On Aug. 31, Cal Fire announced that the nearly three-week-old blaze was 85 percent contained, reported minimal spread in recent days, and estimated that the fire would be fully contained by Sept. 3.
“We have no real active fire anymore,” said Jay Smith, a Cal Fire public information officer, on Aug. 31. “It hasn’t grown at all. That’s obviously very good news.”
The remaining “problematic” section of the fire is in the northwest area, Smith said, where hot spots persist in rugged terrain west of Lake Nacimiento and east of Ragged Point.
“Crews are putting out the hot spots and mopping up,” Smith said.
Cal Fire lifted all the remaining evacuation orders for communities around Lake Nacimiento on Aug. 29. Hearst Castle also reopened for tours that day.
In the Chimney Fire’s first two weeks, extremely hot and dry weather and erratic winds tossed the fire in unpredictable directions. Starting Aug. 25, a beneficial shift in weather, in conjunction with increased manpower on the scene, helped get the wildfire—the worst in the region since 1960—under control.

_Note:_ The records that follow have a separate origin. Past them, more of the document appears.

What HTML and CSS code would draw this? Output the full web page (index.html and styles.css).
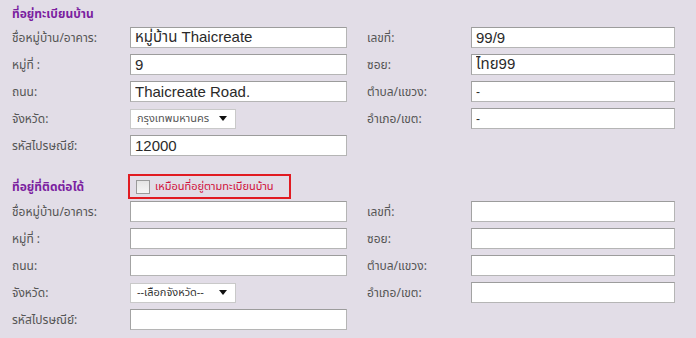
FILE: index.html
```html
<!DOCTYPE html>
<html lang="th">
<head>
<meta charset="utf-8">
<link rel="stylesheet" href="styles.css">
</head>
<body>
<div class="page">
  <section class="sec sec-home">
    <div class="sec-head">
      <h3 class="title">ที่อยู่ทะเบียนบ้าน</h3>
    </div>
    <div class="grid">
      <label class="lbl">ชื่อหมู่บ้าน/อาคาร:</label>
      <input class="txt" type="text" value="หมู่บ้าน Thaicreate">
      <span></span>
      <label class="lbl">เลขที่:</label>
      <input class="txt txt-r" type="text" value="99/9">

      <label class="lbl">หมู่ที่ :</label>
      <input class="txt" type="text" value="9">
      <span></span>
      <label class="lbl">ซอย:</label>
      <input class="txt txt-r" type="text" value="ไทย99">

      <label class="lbl">ถนน:</label>
      <input class="txt" type="text" value="Thaicreate Road.">
      <span></span>
      <label class="lbl">ตำบล/แขวง:</label>
      <input class="txt txt-r small" type="text" value="-">

      <label class="lbl">จังหวัด:</label>
      <div class="sel"><span class="sel-text thin">กรุงเทพมหานคร</span><span class="arrow"></span></div>
      <span></span>
      <label class="lbl">อำเภอ/เขต:</label>
      <input class="txt txt-r small" type="text" value="-">

      <label class="lbl">รหัสไปรษณีย์:</label>
      <input class="txt" type="text" value="12000">
    </div>
  </section>

  <section class="sec sec-contact">
    <div class="sec-head">
      <h3 class="title">ที่อยู่ที่ติดต่อได้</h3>
      <div class="same-box">
        <span class="chk"></span>
        <span class="same-text">เหมือนที่อยู่ตามทะเบียนบ้าน</span>
      </div>
    </div>
    <div class="grid">
      <label class="lbl">ชื่อหมู่บ้าน/อาคาร:</label>
      <input class="txt" type="text">
      <span></span>
      <label class="lbl">เลขที่:</label>
      <input class="txt txt-r" type="text">

      <label class="lbl">หมู่ที่ :</label>
      <input class="txt" type="text">
      <span></span>
      <label class="lbl">ซอย:</label>
      <input class="txt txt-r" type="text">

      <label class="lbl">ถนน:</label>
      <input class="txt" type="text">
      <span></span>
      <label class="lbl">ตำบล/แขวง:</label>
      <input class="txt txt-r" type="text">

      <label class="lbl">จังหวัด:</label>
      <div class="sel"><span class="sel-text">--เลือกจังหวัด--</span><span class="arrow"></span></div>
      <span></span>
      <label class="lbl">อำเภอ/เขต:</label>
      <input class="txt txt-r" type="text">

      <label class="lbl">รหัสไปรษณีย์:</label>
      <input class="txt" type="text">
    </div>
  </section>
</div>
</body>
</html>
```

FILE: styles.css
```css
html, body {
  margin: 0;
  padding: 0;
}
body {
  background: #e2dde7;
  font-family: Tahoma, "Noto Sans Thai", "Noto Sans", "DejaVu Sans", sans-serif;
  color: #555;
  width: 696px;
  height: 338px;
  overflow: hidden;
}
.page {
  padding: 0 0 0 12px;
}
.sec-head {
  display: flex;
  align-items: center;
}
.sec-home .sec-head {
  height: 27px;
}
.sec-contact {
  margin-top: 18px;
}
.sec-contact .sec-head {
  height: 25px;
  margin-bottom: 2px;
}
.title {
  margin: 0;
  font-size: 12px;
  font-weight: bold;
  color: #7b1fa0;
  width: 116px;
}
.same-box {
  display: flex;
  align-items: center;
  box-sizing: border-box;
  width: 163px;
  height: 25px;
  border: 2px solid #e11b22;
  padding-left: 6px;
}
.chk {
  width: 12px;
  height: 12px;
  border: 1px solid #9a9a9a;
  background: linear-gradient(#e4e4e4, #f6f6f6);
  margin-right: 5px;
}
.same-text {
  color: #d0103a;
  font-size: 11px;
}
.grid {
  display: grid;
  grid-template-columns: 118px 217px 20px 104px 204px;
  grid-auto-rows: 21px;
  row-gap: 6px;
  align-items: center;
}
.lbl {
  font-size: 12px;
  color: #555;
}
.txt {
  box-sizing: border-box;
  height: 21px;
  width: 100%;
  margin: 0;
  border: 1px solid #b5b5b5;
  border-top-color: #9c9c9c;
  border-left-color: #a3a3a3;
  background: #fff;
  padding: 0 4px;
  font-family: "Liberation Sans", Arial, "Noto Sans Thai", sans-serif;
  font-size: 15px;
  color: #2a2a2a;
  outline: none;
}
.txt.small {
  font-size: 12px;
}
.sel {
  box-sizing: border-box;
  width: 106px;
  height: 20px;
  background: #fff;
  border: 1px solid #c9c9c9;
  display: flex;
  align-items: center;
  justify-content: space-between;
  padding: 0 8px 0 6px;
}
.sel-text {
  font-size: 11px;
  color: #333;
  white-space: nowrap;
}
.sel-text.thin {
  color: #555;
}
.arrow {
  width: 0;
  height: 0;
  border-left: 4px solid transparent;
  border-right: 4px solid transparent;
  border-top: 5px solid #111;
}
```
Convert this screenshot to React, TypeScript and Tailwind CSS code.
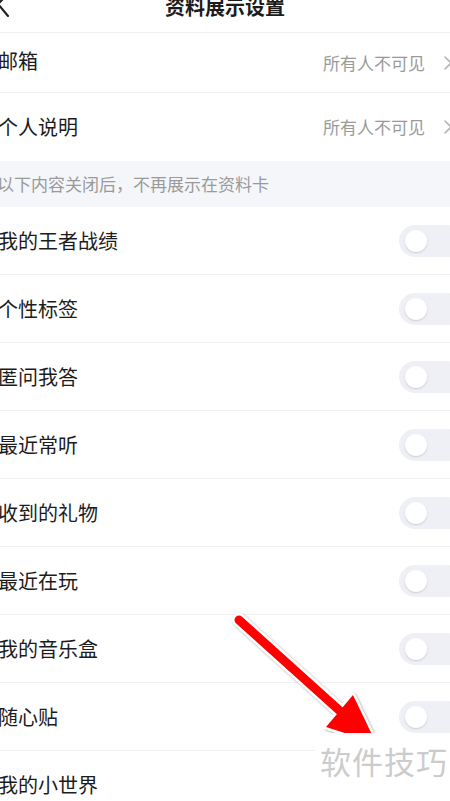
import React from 'react';

const font = { fontFamily: '"Noto Sans CJK SC", "Noto Sans", sans-serif' };

const switchItems = ['我的王者战绩', '个性标签', '匿问我答', '最近常听', '收到的礼物', '最近在玩', '我的音乐盒', '随心贴', '我的小世界'];

const Chevron: React.FC = () => (
  <svg width="10" height="16" viewBox="0 0 10 16" className="shrink-0">
    <polyline points="2,2 8,8 2,14" fill="none" stroke="#b5b5b5" strokeWidth="1.6" strokeLinecap="round" strokeLinejoin="round" />
  </svg>
);

const Toggle: React.FC = () => (
  <div className="flex h-[32px] w-[64px] shrink-0 items-center rounded-full bg-[#eef0f5] pl-[6px]">
    <div className="size-[22px] rounded-full bg-white shadow-[0_1px_2px_rgba(0,0,0,0.15)]" />
  </div>
);

const App: React.FC = () => {
  return (
    <div className="relative h-[801px] w-[450px] overflow-hidden bg-white text-[#1c1c1c]" style={font}>
      {/* header */}
      <div className="relative flex h-[33px] justify-center border-b border-[#f0f0f0]">
        <svg width="12" height="24" viewBox="0 0 12 24" className="absolute left-0 top-[-6px]">
          <polyline points="8,0 -2,10 8,22" fill="none" stroke="#1c1c1c" strokeWidth="2" strokeLinecap="round" strokeLinejoin="round" />
        </svg>
        <h1 className="mt-[-3px] text-[20px] font-bold leading-none">资料展示设置</h1>
      </div>

      {/* visibility rows */}
      <div className="flex h-[60px] items-center justify-between border-b border-[#f0f0f0]">
        <span className="ml-[-2px] mt-[-3px] text-[20px]">邮箱</span>
        <div className="flex items-center gap-[18px] text-[17px] text-[#9a9a9a]">
          <span>所有人不可见</span>
          <div className="mr-[-3px]"><Chevron /></div>
        </div>
      </div>
      <div className="flex h-[68px] items-center justify-between">
        <span className="ml-[-2px] text-[20px]">个人说明</span>
        <div className="flex items-center gap-[18px] text-[17px] text-[#9a9a9a]">
          <span>所有人不可见</span>
          <div className="mr-[-3px]"><Chevron /></div>
        </div>
      </div>

      <div className="flex h-[46px] items-center bg-[#f5f6fa]">
        <span className="ml-[-3px] text-[17px] text-[#9a9a9a]">以下内容关闭后，不再展示在资料卡</span>
      </div>

      {/* switch rows */}
      {switchItems.map((label, i) => (
        <div
          key={label}
          className={`flex h-[68px] items-center justify-between ${i < switchItems.length - 1 ? 'border-b border-[#f0f0f0]' : ''}`}
        >
          <span className="ml-[-2px] text-[20px]">{label}</span>
          <div className="mr-[-13px]">
            <Toggle />
          </div>
        </div>
      ))}

      {/* red arrow annotation */}
      <svg width="450" height="801" viewBox="0 0 450 801" className="pointer-events-none absolute left-0 top-0 drop-shadow-[1px_1px_1px_rgba(0,0,0,0.35)]">
        <line x1="239" y1="620" x2="338" y2="709" stroke="#ffffff" strokeWidth="14" strokeLinecap="round" />
        <polygon points="353,695 376,743 326,727" fill="#ffffff" stroke="#ffffff" strokeWidth="5" strokeLinejoin="round" />
        <line x1="239" y1="620" x2="340" y2="711" stroke="#ff0000" strokeWidth="9" strokeLinecap="round" />
        <polygon points="353,695 376,743 326,727" fill="#ff0000" />
      </svg>

      {/* watermark */}
      <div className="absolute bottom-0 right-0 flex h-[68px] w-[135px] items-start bg-white pl-[5px] pt-[12px]">
        <span className="text-[31px] leading-none tracking-[1px] text-[#cccccc]">软件技巧</span>
      </div>
    </div>
  );
};

export default App;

“It’s been a combination of everything [that has helped slow down the fire],” Smith said. “The weather played a role in it. We saw decreased wind activity and higher humidity. But ultimately, we are putting the fire out with boots on the ground.”
On Aug. 24, close to 2,000 structures were threatened by the Chimney Fire. That number was down to 10 on Aug. 31. Fire personnel on the incident also decreased by nearly half since Aug. 24.
As the Chimney Fire winds down, so does the Rey Fire in Santa Barbara County, which has halted at 32,606 acres and is 87 percent contained.
The Soberanes Fire, though, continues to burn through southern Monterey County. It’s burned 93,714 acres and is 60 percent contained as of press time. Fire officials say full containment isn’t expected until the end of September.